Perjuangan hidup ibu-ibu buruh gendong Pasar Beringharjo Yogya
Mereka berangkat kerja dari pagi buta sampai matahari tenggelam demi selembar uang Rp 50 ribu.
Pagi-pagi buta Paila (46) sudah bangun. Dipacunya sepeda motor menuju terminal Kulonprogo. Setelah menitipkan motornya, dia kemudian langsung naik bus ke terminal Giwangan Yogyakarta, lalu menyambung perjalanan ke Pasar Beringharjo dengan bus lagi.
Jam baru menunjukan pukul 06.30 WIB, dia langsung bergegas ke lantai dua pasar Beringharjo. Selendang sebagai alat kerjanya sudah dikalungkan pada lehernya. Sampai di lantai dua, dia pun mulai mengangkut barang-barang dagangan pembeli dan juga penjual yang membutuhkan bantuan.
"Begini ini sehari-hari. Lha cuma buruh gendong begini paling sehari mentok dapat Rp 50 ribu," kata Paila yang akrab juga dipanggil Menuk saat ditemui merdeka.com, Selasa (22/12).
Paila adalah seorang ibu dari dua anak. Anak pertamanya Karmin (20) sudah menikah sedangkan anak keduanya Gonang (16) putus sekolah dan kini bekerja sebagai buruh serabutan.
Di hari ibu yang jatuh pada hari ini, 22 Desember, Paila tidak merasakan ada yang istimewa baginya. Dia tetap harus bekerja untuk mencari sesuap nasi.
"Saya malah nggak tahu kalau ini hari ibu. Ya, tahunya hari Selasa, wayahe (saatnya) kerja ya kerja," ungkapnya.
Setelah tahu jika hari ini adalah hari ibu, dia merasa tidak perlu diperlakukan spesial. Sebab baginya, apa yang dilakukan ibu pada anaknya adalah kewajiban.
"Lha nggak usah, saya itu yang penting anak saya bisa dapat kerja enak, jangan jadi buruh gendong seperti saya. Biar cukup saya saja yang susah, anak saya jangan," tuturnya.
Hal serupa juga diungkapkan oleh Wartimen (66) warga Sorolaten, Godean yang juga buruh gendong di pasar Beringharjo. Di hari ibu ini dia sama sekali tidak berharap apa-apa untuk dirinya. Dia justru berharap kedua anaknya yang sudah menikah bisa hidup dengan layak.
"Anak saya itu SD saja nggak lulus, ya kerjanya juga jadi buruh. Kalau boleh berharap, pengennya anak saya hidupnya enak, kerjanya enak," katanya.
Meski hidup pas-pasan dari hasil sebagai buruh gendong, dia tidak pernah mengeluh pada anaknya.

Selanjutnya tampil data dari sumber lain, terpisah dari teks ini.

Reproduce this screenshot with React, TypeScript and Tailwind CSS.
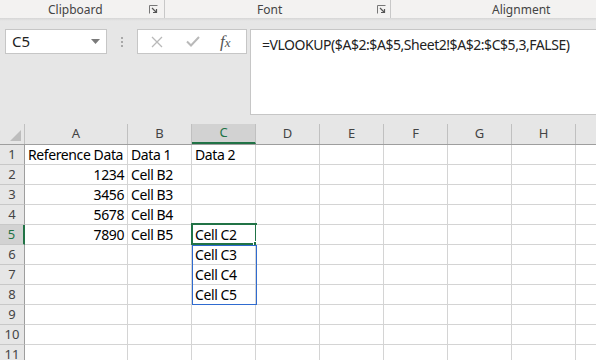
import React from "react";

const cols = ["A", "B", "C", "D", "E", "F", "G", "H", ""];
const widths = [103, 64, 64, 64, 64, 64, 64, 64, 40];

type Cell = { t?: string; right?: boolean };
const data: Record<number, Cell[]> = {
  1: [{ t: "Reference Data" }, { t: "Data 1" }, { t: "Data 2" }],
  2: [{ t: "1234", right: true }, { t: "Cell B2" }],
  3: [{ t: "3456", right: true }, { t: "Cell B3" }],
  4: [{ t: "5678", right: true }, { t: "Cell B4" }],
  5: [{ t: "7890", right: true }, { t: "Cell B5" }, { t: "Cell C2" }],
  6: [{}, {}, { t: "Cell C3" }],
  7: [{}, {}, { t: "Cell C4" }],
  8: [{}, {}, { t: "Cell C5" }],
};

function Launcher() {
  return (
    <svg width="9" height="9" viewBox="0 0 9 9" className="shrink-0">
      <path d="M0.5 8.5V0.5H8.5" fill="none" stroke="#777" strokeWidth="1" />
      <path d="M3 3L7.5 7.5M7.5 4V7.5H4" fill="none" stroke="#555" strokeWidth="1.2" />
    </svg>
  );
}

export default function App() {
  const font = { fontFamily: '"Noto Sans", "Open Sans", sans-serif' };
  return (
    <div className="w-[596px] h-[360px] overflow-hidden bg-[#e6e6e6] relative" style={font}>
      {/* Ribbon group labels */}
      <div className="h-[18px] bg-[#f3f2f1] flex text-[12px] text-[#444] leading-[18px]">
        <div className="w-[165px] shrink-0 flex items-center border-r border-[#c8c8c8] pt-[2px]">
          <div className="w-[48px] shrink-0" />
          <span className="flex-1">Clipboard</span>
          <div className="mr-[6px] -mt-[1px]">
            <Launcher />
          </div>
        </div>
        <div className="w-[226px] shrink-0 flex items-center border-r border-[#c8c8c8] pt-[2px]">
          <div className="w-[92px] shrink-0" />
          <span className="flex-1">Font</span>
          <div className="mr-[4px] -mt-[1px]">
            <Launcher />
          </div>
        </div>
        <div className="flex-1 flex items-center pt-[2px]">
          <div className="w-[101px] shrink-0" />
          <span>Alignment</span>
        </div>
      </div>
      <div className="h-[3px] bg-gradient-to-b from-[#d6d6d6] to-[#e6e6e6]" />

      {/* Formula bar */}
      <div className="flex items-start pt-[8px] h-[103px]">
        <div className="ml-[5px] w-[102px] h-[25px] bg-white border border-[#c6c6c6] flex items-center justify-between pl-[6px] pr-[6px] text-[15px] text-[#222]">
          <span>C5</span>
          <svg width="9" height="5" viewBox="0 0 9 5">
            <path d="M0 0H9L4.5 5Z" fill="#7a7a7a" />
          </svg>
        </div>
        <div className="w-[30px] h-[25px] flex flex-col items-center justify-center gap-[2px]">
          <div className="w-[2px] h-[2px] bg-[#a8a8a8]" />
          <div className="w-[2px] h-[2px] bg-[#a8a8a8]" />
          <div className="w-[2px] h-[2px] bg-[#a8a8a8]" />
        </div>
        <div className="w-[110px] h-[25px] bg-white border border-[#c6c6c6] flex items-center">
          <svg width="12" height="12" viewBox="0 0 12 12" className="ml-[13px]">
            <path d="M1 1L11 11M11 1L1 11" stroke="#b9b9b9" strokeWidth="1.3" />
          </svg>
          <svg width="14" height="11" viewBox="0 0 14 11" className="ml-[23px]">
            <path d="M1 5.5L5 9.5L13 1" fill="none" stroke="#b9b9b9" strokeWidth="2" />
          </svg>
          <span
            className="ml-[20px] text-[17px] italic text-[#555] leading-none"
            style={{ fontFamily: '"Liberation Serif", "DejaVu Serif", serif' }}
          >
            f<span className="text-[13px]">x</span>
          </span>
        </div>
        <div className="ml-[3px] flex-1 h-[86px] bg-white border border-[#c6c6c6] border-r-0 pl-[11px] pt-[4px] text-[14px] tracking-[-0.45px] text-[#222]">
          =VLOOKUP($A$2:$A$5,Sheet2!$A$2:$C$5,3,FALSE)
        </div>
      </div>

      {/* Grid */}
      <div className="relative">
        {/* header row */}
        <div className="flex h-[21px] bg-[#e6e6e6] border-b border-[#9e9e9e] text-[13px] text-[#444]">
          <div className="w-[25px] shrink-0 border-r border-[#c0c0c0] relative">
            <svg width="11" height="11" viewBox="0 0 11 11" className="absolute right-[3px] bottom-[3px]">
              <path d="M11 0V11H0Z" fill="#bdbdbd" />
            </svg>
          </div>
          {cols.map((c, i) => (
            <div
              key={i}
              className={
                "shrink-0 flex items-center justify-center border-r border-[#c0c0c0] " +
                (c === "C" ? "bg-[#d2d2d2] text-[#217346] border-b-2 border-b-[#217346]" : "")
              }
              style={{ width: widths[i] }}
            >
              {c}
            </div>
          ))}
        </div>
        {Array.from({ length: 11 }, (_, r) => r + 1).map((r) => {
          const row = data[r] || [];
          return (
            <div key={r} className="flex h-[20px] text-[14px] tracking-[-0.4px] text-black">
              <div
                className={
                  "w-[25px] shrink-0 flex items-center justify-center text-[13px] tracking-normal border-b border-[#c8c8c8] " +
                  (r === 5
                    ? "bg-[#d2d2d2] text-[#217346] border-r-2 border-r-[#217346]"
                    : "bg-[#e6e6e6] text-[#444] border-r border-r-[#9e9e9e]")
                }
              >
                {r}
              </div>
              {widths.map((w, i) => {
                const cell = row[i] || {};
                return (
                  <div
                    key={i}
                    className={
                      "shrink-0 bg-white border-r border-b border-[#d4d4d4] flex items-center px-[3px] whitespace-nowrap leading-none relative " +
                      (cell.right ? "justify-end" : "")
                    }
                    style={{ width: w }}
                  >
                    {cell.t}
                    {r === 5 && i === 2 && (
                      <div className="absolute -top-[2px] -left-[1px] -right-[2px] -bottom-[1px] border-2 border-[#217346]">
                        <div className="absolute -right-[4px] -bottom-[4px] w-[6px] h-[6px] bg-[#217346] border border-white" />
                      </div>
                    )}
                  </div>
                );
              })}
            </div>
          );
        })}
        {/* copy/spill outline */}
        <div className="absolute left-[192px] top-[121px] w-[65px] h-[60px] border border-[#2f6bd0] pointer-events-none" />
      </div>
    </div>
  );
}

Sebagai ibu, baginya sudah merupakan kewajiban untuk membahagiakan anaknya.
"Dulu waktu anak saya masih kecil-kecil saya sudah jadi buruh gendong. Tapi nggak mau anak saya tahu kalau saya kerjanya capek begini. Tahunya mereka bisa tercukup. Tapi pas SD malah milih berhenti sekolah, terus kerja bangunan. Nggak tegel sama orangtuanya kerja begini," terangnya.